Peptidoglycan structural dynamics during germination of Bacillus subtilis 168 endospores

Abstract

Peptidoglycan structural dynamics during endospore germination of Bacillus subtilis 168 have been examined by muropeptide analysis. The first germination-associated peptidoglycan structural changes are detected within 3 min after the addition of the specific germinant L-alanine. We detected in the spore-associated material new muropeptides which, although they have slightly longer retention times by reversed-phase (RP)-high-pressure liquid chromatography (HPLC) than related ones in dormant spores, show the same amino acid composition and molecular mass. Two-dimensional nuclear magnetic resonance (NMR) analysis shows that the chemical changes to the muropeptides on germination are minor and are probably limited to stereochemical inversion. These new muropeptides account for almost 26% of the total muropeptides in spore-associated material after 2 h of germination. The exudate of germinated spores of B. subtilis 168 contains novel muropeptides in addition to those present in spore-associated material. Exudate-specific muropeptides have longer retention times, have no reducing termini, and exhibit a molecular mass 20 Da lower than those of related reduced muropeptides. These new products are anhydro-muropeptides which are generated by a lytic transglycosylase, the first to be identified in a gram-positive bacterium. There is also evidence for the activity of a glucosaminidase during the germination process. Quantification of muropeptides in spore-associated material indicates that there is a heterogeneous distribution of muropeptides in spore peptidoglycan. The spore-specific residue, muramic delta-lactam, is proposed to be a major substrate specificity determinant of germination-specific lytic enzymes, allowing cortex hydrolysis without any effect on the primordial cell wall.

FIG. 1

Analysis of muropeptides by RP-HPLC during germination (120 min) of B. subtilis 168 HR spores.
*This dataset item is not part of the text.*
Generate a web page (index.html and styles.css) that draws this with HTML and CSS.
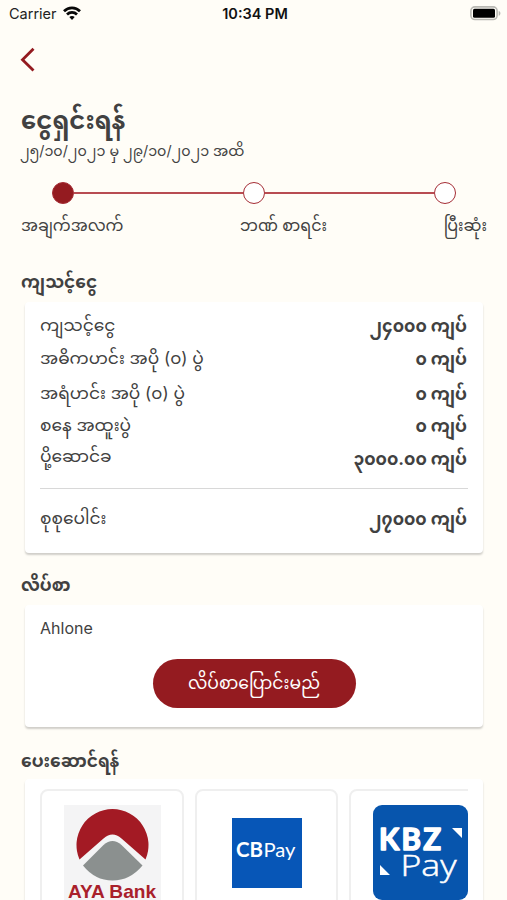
FILE: index.html
```html
<!DOCTYPE html>
<html lang="my">
<head>
<meta charset="utf-8">
<title>ငွေရှင်းရန်</title>
<link rel="stylesheet" href="styles.css">
</head>
<body>
<div class="status">
  <div class="carrier"><span>Carrier</span>
    <svg width="18" height="15" viewBox="0 0 18 15" fill="none" stroke="#080808" stroke-width="2.7"><path d="M1 5.200C5.400.7 12.600.7 17 5.200"/><path d="M4 8.500c2.800-2.800 7.200-2.800 10 0"/><path d="M9 14l-2.700-2.900c1.500-1.400 3.900-1.400 5.400 0z" fill="#080808" stroke="none"/></svg>
  </div>
  <span class="time">10:34 PM</span>
  <svg class="battery" width="31" height="15" viewBox="0 0 31 15"><rect x=".9" y=".9" width="26.200" height="12.600" rx="4" fill="#fffdf7" stroke="#b9b8b3" stroke-width="1.600"/><rect x="3" y="2.700" width="22" height="9" rx="1.500" fill="#000"/><path d="M28.700 5c2.300.7 2.300 4 0 4.800z" fill="#b9b8b3"/></svg>
</div>
<div class="back"><svg width="16" height="26" viewBox="0 0 16 26" fill="none" stroke="#941b20" stroke-width="2.800"><path d="M13.500 1.700 2.500 12.800l11 10.800"/></svg></div>
<h1><span>ငွေရှင်းရန်</span></h1>
<p class="dates"><span>၂၅/၁၀/၂၀၂၁ မှ ၂၉/၁၀/၂၀၂၁ အထိ</span></p>
<div class="steps"><i class="dot done"></i><i class="line"></i><i class="dot"></i><i class="line"></i><i class="dot"></i></div>
<div class="step-labels"><span>အချက်အလက်</span><span>ဘဏ် စာရင်း</span><span>ပြီးဆုံး</span></div>
<h2 class="cost-title"><span>ကျသင့်ငွေ</span></h2>
<section class="card cost">
  <div class="row"><span>ကျသင့်ငွေ</span><b>၂၄၀၀၀ ကျပ်</b></div>
  <div class="row"><span>အဓိကဟင်း အပို (၀) ပွဲ</span><b>၀ ကျပ်</b></div>
  <div class="row extra"><span>အရံဟင်း အပို (၀) ပွဲ</span><b>၀ ကျပ်</b></div>
  <div class="row weekend"><span>စနေ အထူးပွဲ</span><b>၀ ကျပ်</b></div>
  <div class="row delivery"><span>ပို့ဆောင်ခ</span><b>၃၀၀၀.၀၀ ကျပ်</b></div>
  <div class="row total"><span>စုစုပေါင်း</span><b>၂၇၀၀၀ ကျပ်</b></div>
</section>
<h2 class="address-title"><span>လိပ်စာ</span></h2>
<section class="card address">
  <div class="place">Ahlone</div>
  <button><span>လိပ်စာပြောင်းမည်</span></button>
</section>
<h2 class="pay-title"><span>ပေးဆောင်ရန်</span></h2>
<section class="card pay">
  <div class="tiles">
    <div class="tile"><svg class="aya" width="97" height="110" viewBox="0 0 97 110"><rect width="97" height="110" fill="#f4f4f5"/><path d="M15.500 54.500A36 36 0 1 1 81.500 54.500L57.500 33.500Q48.500 25.500 39.500 33.500Z" fill="#a31a24"/><path d="M19 60.500 39.500 40Q48.500 32 57.500 40L78.500 60.500Q66 75.500 48.500 75.500 31 75.500 19 60.500Z" fill="#8b908f"/><text x="48" y="93" text-anchor="middle" textLength="88" lengthAdjust="spacingAndGlyphs" class="aya-text">AYA Bank</text></svg></div>
    <div class="tile"><svg class="cb" width="70" height="70" viewBox="0 0 70 70"><rect width="70" height="70" fill="#0756b7"/><text x="4" y="39" textLength="27" lengthAdjust="spacingAndGlyphs" class="cb-bold">CB</text><text x="31.500" y="39" textLength="32" lengthAdjust="spacingAndGlyphs" class="cb-light">Pay</text></svg></div>
    <div class="tile"><svg class="kbz" width="95" height="95" viewBox="0 0 95 95"><rect width="95" height="95" rx="9" fill="#0755ad"/><text x="6" y="45" class="kbz-bold">KBZ</text><text x="27.500" y="70.500" textLength="56" lengthAdjust="spacingAndGlyphs" class="kbz-light">Pay</text><path d="M79 23h10v10zM7 60v10h10z" fill="#fff"/></svg></div>
  </div>
</section>
</body>
</html>
```
FILE: styles.css
```css
*{box-sizing:border-box}
body{margin:0;width:507px;height:900px;overflow:hidden;background:#fffdf7;color:#414141;font-family:Inter,"Noto Sans Myanmar","Noto Sans",sans-serif;font-size:17px}
h1,h2,p{margin:0;white-space:nowrap}
svg{display:block;flex:none}
.status{height:28px;display:grid;grid-template-columns:1fr auto 1fr;align-items:center;padding:0 6px 0 9px;color:#222}
.carrier{display:flex;gap:6px;font-size:14.500px;align-items:center;padding-bottom:2px}
.time{font-size:14.500px;font-weight:600;color:#111;padding-bottom:1px}
.battery{justify-self:end;margin-top:-1px}
.back{height:71px;padding:19px 0 0 20px}
h1{height:42px;padding-left:21px;font-size:24.300px;line-height:42px}
.dates{height:19px;padding-left:20px;font-size:14.300px;line-height:19px}
.steps{height:60px;display:flex;align-items:center;padding:0 51px 0 52px;margin-top:3px}
.dot{width:22px;height:22px;border:1.500px solid #a52d35;border-radius:50%;background:#fff}
.done{background:#941b20}
.line{flex:1;height:1.500px;background:#b84c52}
.step-labels{height:24px;display:flex;justify-content:space-between;padding:0 20px 0 21px;font-size:15.900px;line-height:26px;white-space:nowrap;margin-top:-10px}
h2{padding-left:21px;font-size:17px;line-height:26px;height:26px}
.cost-title{margin-top:32px}
.card{margin:0 24px 0 25px;padding:0 15px;background:#fff;border-radius:4px;box-shadow:0 2px 2px #00000030}
.cost{margin-top:7px;height:251px;padding-top:7px}
.row{height:33px;display:flex;justify-content:space-between;align-items:center;line-height:33px;white-space:nowrap}
.row b{font-size:17.100px;margin-right:1px}
.extra{height:36px}
.weekend{height:28px}
.delivery{height:37px}
.delivery span{margin-top:-2px}
.delivery b{margin-top:1px}
.total{border-top:1px solid #d8d8d8;height:60px;margin-top:12px}
.address-title{margin-top:19px}
.address{margin-top:7px;height:122px;padding-top:13px;display:flex;flex-direction:column}
.place{font-size:16px;line-height:20px}
button{width:203px;height:49px;margin:21px auto 0;border:0;border-radius:25px;background:#941b20;color:#fff;font:inherit;font-size:17.200px;padding:0}
button span{display:block;padding-top:2px}
.pay-title{margin-top:21px}
.pay{margin-top:5px;height:140px;padding-top:10px}
.tiles{display:flex;gap:11px;overflow:hidden}
.tile{flex:0 0 143.500px;height:150px;border:2px solid #efefef;border-radius:8px}
.aya{margin:14px 0 0 22px}
.cb{margin:27px 0 0 35px}
.kbz{margin:14px 0 0 22px}
.aya-text{font:bold 18.500px "Liberation Sans",sans-serif;fill:#a9202b}
.cb-bold{font:bold 20.500px Lato,sans-serif;fill:#fff}
.cb-light{font:20px Lato,sans-serif;fill:#fff}
.kbz-bold{font:bold 29.500px Lato,sans-serif;letter-spacing:2.300px;fill:#fff;stroke:#fff;stroke-width:1.500px;stroke-linejoin:round}
.kbz-light{font:300 29px "Open Sans",sans-serif;fill:#fff;stroke:#fff;stroke-width:.5px}
```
Muropeptide-containing samples were separated by RP-HPLC, and the A₂₀₂ of the eluates was monitored. (A) Dormant spore-associated material; (B) germinated spore-associated material; (C) germination exudate; (D) germination exudate (no Cellosyl digestion or reduction).

FIG. 2

Portions of the ROESY spectra of the corresponding dormant and germination-associated tetrasaccharide alanine muropeptides 11 and G4 (a and b, respectively). The spectra show nuclear Overhauser enhancements between the 2′-amide protons (and alanine amide proton) and other protons in the muropeptides. The protons are labeled at the top with the identity of the saccharide unit (from A at the nonreducing end to D at the reducing end). Chemical shift assignments for these muropeptides are given in Table 3.

FIG. 3

Positive (A)- and negative (B)-ion MALDI mass spectrum of muropeptide G12 (Tables 1 and 2; anhydro-hexasaccharide tetrapeptide) obtained in the reflector mode.

FIG. 4

Kinetics of biochemical events during germination of B. subtilis 168 HR spores. •, percent loss of heat resistance; ○, percent loss of A₆₀₀; ■, amount of muropeptide G3; □, amount of muropeptide G4.

FIG. 5

Differential muropeptide release during germination of B. subtilis 168 HR. Amounts are calculated as a percentage of the dormant spore value. ○, hexasaccharide-containing muropeptides; •, tetrasaccharide-containing muropeptides; ■, disaccharide-containing muropeptides with alanine or tetrapeptide side chains; □, disaccharide-containing muropeptides with tripeptide side chains.